** Begin **

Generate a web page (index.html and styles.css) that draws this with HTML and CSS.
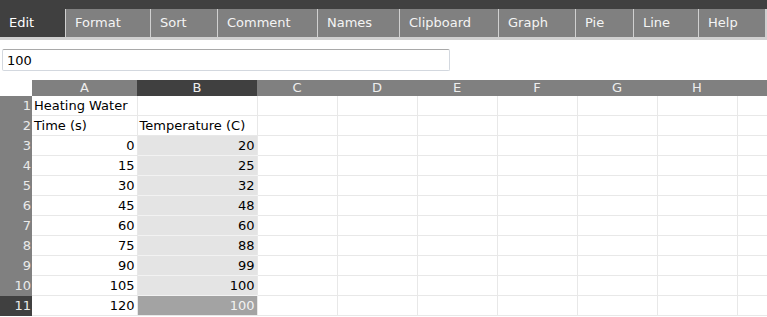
FILE: index.html
```html
<!DOCTYPE html>
<html lang="en">
  <head>
    <meta charset="UTF-8" />
    <title>Sheet</title>
    <link rel="stylesheet" href="styles.css">
  </head>
  <body>
    <nav class="menubar">
      <ul>
        <li class="selected">Edit</li>
        <li>Format</li>
        <li>Sort</li>
        <li>Comment</li>
        <li>Names</li>
        <li>Clipboard</li>
        <li>Graph</li>
        <li>Pie</li>
        <li>Line</li>
        <li>Help</li>
      </ul>
    </nav>

    <div class="formula">
      <input type="text" value="100" />
    </div>

    <table class="sheet">
      <colgroup>
        <col class="c-row" />
        <col class="c-a" />
        <col class="c-b" />
        <col class="c-std" /><col class="c-std" /><col class="c-std" />
        <col class="c-std" /><col class="c-std" /><col class="c-std" />
        <col class="c-last" />
      </colgroup>
      <thead>
        <tr>
          <th class="corner"></th>
          <th>A</th>
          <th class="cur">B</th>
          <th>C</th><th>D</th><th>E</th><th>F</th><th>G</th><th>H</th><th></th>
        </tr>
      </thead>
      <tbody>
        <tr><th>1</th><td>Heating Water</td><td></td><td></td><td></td><td></td><td></td><td></td><td></td><td></td></tr>
        <tr><th>2</th><td>Time (s)</td><td>Temperature (C)</td><td></td><td></td><td></td><td></td><td></td><td></td><td></td></tr>
        <tr><th>3</th><td class="num">0</td><td class="num sel">20</td><td></td><td></td><td></td><td></td><td></td><td></td><td></td></tr>
        <tr><th>4</th><td class="num">15</td><td class="num sel">25</td><td></td><td></td><td></td><td></td><td></td><td></td><td></td></tr>
        <tr><th>5</th><td class="num">30</td><td class="num sel">32</td><td></td><td></td><td></td><td></td><td></td><td></td><td></td></tr>
        <tr><th>6</th><td class="num">45</td><td class="num sel">48</td><td></td><td></td><td></td><td></td><td></td><td></td><td></td></tr>
        <tr><th>7</th><td class="num">60</td><td class="num sel">60</td><td></td><td></td><td></td><td></td><td></td><td></td><td></td></tr>
        <tr><th>8</th><td class="num">75</td><td class="num sel">88</td><td></td><td></td><td></td><td></td><td></td><td></td><td></td></tr>
        <tr><th>9</th><td class="num">90</td><td class="num sel">99</td><td></td><td></td><td></td><td></td><td></td><td></td><td></td></tr>
        <tr><th>10</th><td class="num">105</td><td class="num sel">100</td><td></td><td></td><td></td><td></td><td></td><td></td><td></td></tr>
        <tr><th class="cur">11</th><td class="num">120</td><td class="num active">100</td><td></td><td></td><td></td><td></td><td></td><td></td><td></td></tr>
      </tbody>
    </table>
  </body>
</html>
```

FILE: styles.css
```css
body {
  font-family: "DejaVu Sans", Verdana, sans-serif;
  font-size: 13px;
  margin: 0;
  background-color: #fff;
  color: #000;
  overflow: hidden;
}
.menubar {
  background-color: #404040;
  padding-top: 9px;
}
.menubar ul {
  list-style-type: none;
  margin: 0;
  padding: 0 2px 3px 0;
  display: grid;
  grid-template-columns: 65px 84px 66px 99px 81px 98px 76px 57px 64px 66px;
  column-gap: 1px;
  background-color: #d0d0d0;
}
.menubar li {
  background-color: #808080;
  color: #f4f4f4;
  height: 28px;
  line-height: 28px;
  padding-left: 9px;
  white-space: nowrap;
}
.menubar li.selected {
  background-color: #404040;
  color: #fff;
}
.formula {
  padding: 9px 0 9px 2px;
}
.formula input {
  box-sizing: border-box;
  width: 448px;
  height: 22px;
  margin: 0;
  padding: 0 4px;
  font-family: inherit;
  font-size: 13px;
  color: #000;
  border: 1px solid #d3d8df;
  border-top-color: #a9a9a9;
  border-radius: 2px;
}
.sheet {
  border-collapse: collapse;
  table-layout: fixed;
  width: 767px;
}
.c-row { width: 32px; }
.c-a { width: 105px; }
.c-b { width: 120px; }
.c-std { width: 80px; }
.c-last { width: 30px; }
.sheet thead th {
  background-color: #808080;
  color: #eee;
  font-weight: normal;
  height: 16px;
  line-height: 16px;
  padding: 0;
  text-align: center;
}
.sheet thead th.corner {
  background-color: #fff;
}
.sheet th.cur,
.sheet thead th.cur {
  background-color: #404040;
}
.sheet tbody th {
  background-color: #808080;
  color: #eaeaea;
  font-weight: normal;
  text-align: right;
  padding: 0 1px 0 0;
  height: 19px;
  line-height: 19px;
}
.sheet td {
  height: 19px;
  line-height: 19px;
  padding: 0 2px;
  border-right: 1px solid #e8e8e8;
  border-bottom: 1px solid #e8e8e8;
  white-space: nowrap;
  overflow: hidden;
}
.sheet td.num {
  text-align: right;
}
.sheet td.sel {
  background-color: #e4e4e4;
  border-bottom-color: #f2f2f2;
}
.sheet td.active {
  background-color: #a3a3a3;
  color: #f2f2f2;
}
```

** End **

**SET PROBLEM**
Every line above should be returned exactly; the pictures stay out.

**PROBLEM SOLUTION**
Generate a web page (index.html and styles.css) that draws this with HTML and CSS.
FILE: index.html
```html
<!DOCTYPE html>
<html lang="en">
  <head>
    <meta charset="UTF-8" />
    <title>Sheet</title>
    <link rel="stylesheet" href="styles.css">
  </head>
  <body>
    <nav class="menubar">
      <ul>
        <li class="selected">Edit</li>
        <li>Format</li>
        <li>Sort</li>
        <li>Comment</li>
        <li>Names</li>
        <li>Clipboard</li>
        <li>Graph</li>
        <li>Pie</li>
        <li>Line</li>
        <li>Help</li>
      </ul>
    </nav>

    <div class="formula">
      <input type="text" value="100" />
    </div>

    <table class="sheet">
      <colgroup>
        <col class="c-row" />
        <col class="c-a" />
        <col class="c-b" />
        <col class="c-std" /><col class="c-std" /><col class="c-std" />
        <col class="c-std" /><col class="c-std" /><col class="c-std" />
        <col class="c-last" />
      </colgroup>
      <thead>
        <tr>
          <th class="corner"></th>
          <th>A</th>
          <th class="cur">B</th>
          <th>C</th><th>D</th><th>E</th><th>F</th><th>G</th><th>H</th><th></th>
        </tr>
      </thead>
      <tbody>
        <tr><th>1</th><td>Heating Water</td><td></td><td></td><td></td><td></td><td></td><td></td><td></td><td></td></tr>
        <tr><th>2</th><td>Time (s)</td><td>Temperature (C)</td><td></td><td></td><td></td><td></td><td></td><td></td><td></td></tr>
        <tr><th>3</th><td class="num">0</td><td class="num sel">20</td><td></td><td></td><td></td><td></td><td></td><td></td><td></td></tr>
        <tr><th>4</th><td class="num">15</td><td class="num sel">25</td><td></td><td></td><td></td><td></td><td></td><td></td><td></td></tr>
        <tr><th>5</th><td class="num">30</td><td class="num sel">32</td><td></td><td></td><td></td><td></td><td></td><td></td><td></td></tr>
        <tr><th>6</th><td class="num">45</td><td class="num sel">48</td><td></td><td></td><td></td><td></td><td></td><td></td><td></td></tr>
        <tr><th>7</th><td class="num">60</td><td class="num sel">60</td><td></td><td></td><td></td><td></td><td></td><td></td><td></td></tr>
        <tr><th>8</th><td class="num">75</td><td class="num sel">88</td><td></td><td></td><td></td><td></td><td></td><td></td><td></td></tr>
        <tr><th>9</th><td class="num">90</td><td class="num sel">99</td><td></td><td></td><td></td><td></td><td></td><td></td><td></td></tr>
        <tr><th>10</th><td class="num">105</td><td class="num sel">100</td><td></td><td></td><td></td><td></td><td></td><td></td><td></td></tr>
        <tr><th class="cur">11</th><td class="num">120</td><td class="num active">100</td><td></td><td></td><td></td><td></td><td></td><td></td><td></td></tr>
      </tbody>
    </table>
  </body>
</html>
```

FILE: styles.css
```css
body {
  font-family: "DejaVu Sans", Verdana, sans-serif;
  font-size: 13px;
  margin: 0;
  background-color: #fff;
  color: #000;
  overflow: hidden;
}
.menubar {
  background-color: #404040;
  padding-top: 9px;
}
.menubar ul {
  list-style-type: none;
  margin: 0;
  padding: 0 2px 3px 0;
  display: grid;
  grid-template-columns: 65px 84px 66px 99px 81px 98px 76px 57px 64px 66px;
  column-gap: 1px;
  background-color: #d0d0d0;
}
.menubar li {
  background-color: #808080;
  color: #f4f4f4;
  height: 28px;
  line-height: 28px;
  padding-left: 9px;
  white-space: nowrap;
}
.menubar li.selected {
  background-color: #404040;
  color: #fff;
}
.formula {
  padding: 9px 0 9px 2px;
}
.formula input {
  box-sizing: border-box;
  width: 448px;
  height: 22px;
  margin: 0;
  padding: 0 4px;
  font-family: inherit;
  font-size: 13px;
  color: #000;
  border: 1px solid #d3d8df;
  border-top-color: #a9a9a9;
  border-radius: 2px;
}
.sheet {
  border-collapse: collapse;
  table-layout: fixed;
  width: 767px;
}
.c-row { width: 32px; }
.c-a { width: 105px; }
.c-b { width: 120px; }
.c-std { width: 80px; }
.c-last { width: 30px; }
.sheet thead th {
  background-color: #808080;
  color: #eee;
  font-weight: normal;
  height: 16px;
  line-height: 16px;
  padding: 0;
  text-align: center;
}
.sheet thead th.corner {
  background-color: #fff;
}
.sheet th.cur,
.sheet thead th.cur {
  background-color: #404040;
}
.sheet tbody th {
  background-color: #808080;
  color: #eaeaea;
  font-weight: normal;
  text-align: right;
  padding: 0 1px 0 0;
  height: 19px;
  line-height: 19px;
}
.sheet td {
  height: 19px;
  line-height: 19px;
  padding: 0 2px;
  border-right: 1px solid #e8e8e8;
  border-bottom: 1px solid #e8e8e8;
  white-space: nowrap;
  overflow: hidden;
}
.sheet td.num {
  text-align: right;
}
.sheet td.sel {
  background-color: #e4e4e4;
  border-bottom-color: #f2f2f2;
}
.sheet td.active {
  background-color: #a3a3a3;
  color: #f2f2f2;
}
```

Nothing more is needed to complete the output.